Beginning in the early 1960s, musicians were drawn to a small dry town in Alabama, population around 10,000, because that’s where great records were being made. The first hit to come out of Muscle Shoals was cut in 1961 in Rick Hall’s Fame Studios: Arthur Alexander’s “You Better Move On” and for years thereafter — especially after local musicians built the Muscle Shoals Sound Studios in 1969 – the list of artists who came down to record included some of the most legendary musicians in the worlds of soul, country, pop, and rock.
The latest addition to that esteemed list is John Paul White. Unlike most of the artists who came before him, John Paul didn’t have to travel very far. He was born, and still lives, in Muscle Shoals.

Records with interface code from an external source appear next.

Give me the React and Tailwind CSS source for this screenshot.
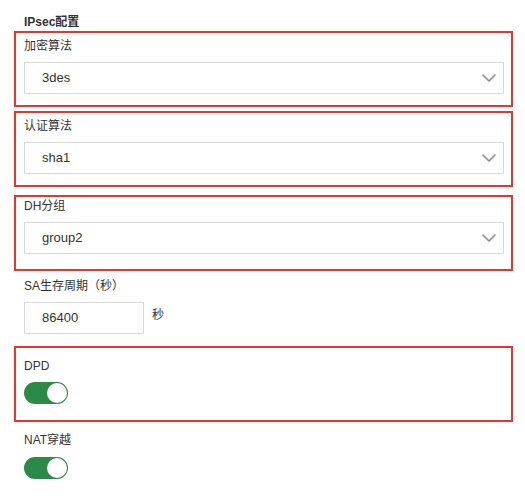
const font = { fontFamily: '"Liberation Sans", "Noto Sans CJK SC", sans-serif' }

function Chevron() {
  return (
    <svg width="14" height="8" viewBox="0 0 14 8" fill="none" className="text-[#8c8c8c]">
      <polyline points="1,1 7,7 13,1" stroke="currentColor" strokeWidth="1.6" strokeLinecap="round" strokeLinejoin="round" />
    </svg>
  )
}

function Select({ value }) {
  return (
    <div className="mt-[6px] flex h-[32px] w-[480px] items-center justify-between border border-[#d9d9d9] bg-white pl-[17px] pr-[7px]">
      <span className="text-[13px] text-[#333]">{value}</span>
      <Chevron />
    </div>
  )
}

function Toggle({ className }) {
  return (
    <div className={`flex h-[22px] w-[44px] items-center justify-end rounded-full bg-[#2c8a48] p-[1px] ${className}`}>
      <div className="h-[20px] w-[20px] rounded-full bg-white" />
    </div>
  )
}

// red annotation frames sit over the form
const frames = [31, 111, 195, 346]

export default function App() {
  return (
    <div className="relative h-[497px] w-[525px] overflow-hidden bg-white px-[24px] pt-[12px] text-[12px] text-[#333]" style={font}>
      <div className="text-[12px] font-bold leading-[20px] text-[#333]">IPsec配置</div>

      <div className="mt-[4px] flex flex-col">
        <div className="leading-[20px]">加密算法</div>
        <Select value="3des" />

        <div className="mt-[22px] leading-[20px]">认证算法</div>
        <Select value="sha1" />

        <div className="mt-[22px] leading-[20px]">DH分组</div>
        <Select value="group2" />

        <div className="mt-[22px] leading-[20px]">SA生存周期（秒）</div>
        <div className="mt-[6px] flex items-center">
          <div className="flex h-[32px] w-[120px] items-center border border-[#d9d9d9] pl-[17px] text-[13px]">86400</div>
          <span className="ml-[8px] -mt-[6px]">秒</span>
        </div>

        <div className="mt-[22px] leading-[20px]">DPD</div>
        <Toggle className="mt-[6px]" />

        <div className="mt-[26px] leading-[20px]">NAT穿越</div>
        <Toggle className="mt-[7px]" />
      </div>

      {frames.map((top) => (
        <div
          key={top}
          className="pointer-events-none absolute left-[14px] h-[76px] w-[499px] border-2 border-[#f2322a]"
          style={{ top }}
        />
      ))}
    </div>
  )
}
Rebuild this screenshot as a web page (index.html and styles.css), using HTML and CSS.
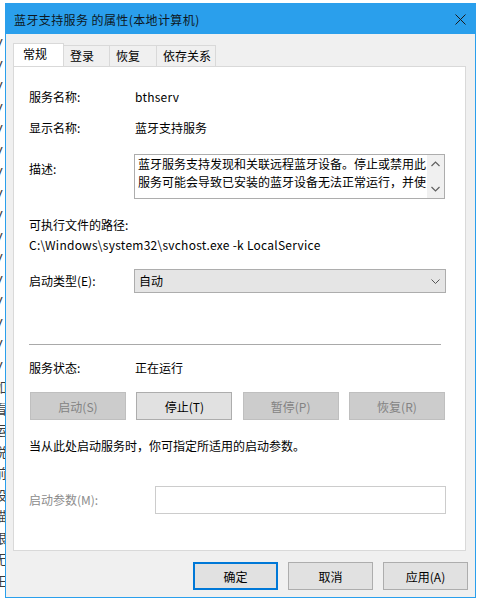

Despite his hometown’s soulful reputation. John Paul says that while he was growing up, he was more likely to hear his mom’s Andy Williams and Perry Como records. And his dad, a die-hard country music fan, listened exclusively to his George Jones and Don Williams LP’s. This lack of early education notwithstanding, it seemed as though John Paul was on a path to Fame, in a more roundabout way.. He and a group of friends were preparing for a school talent contest. They were going to lip-sync AC/DC’s “Back In Black.” John Paul, who couldn’t play an instrument, was the band’s air-bassist. At one point, John Paul stepped up to the microphone and began singing, accapella, “Stand By Me.” The drummer said, “You can really sing.” “From that point on,” John Paul says, “nothing else mattered in my life.”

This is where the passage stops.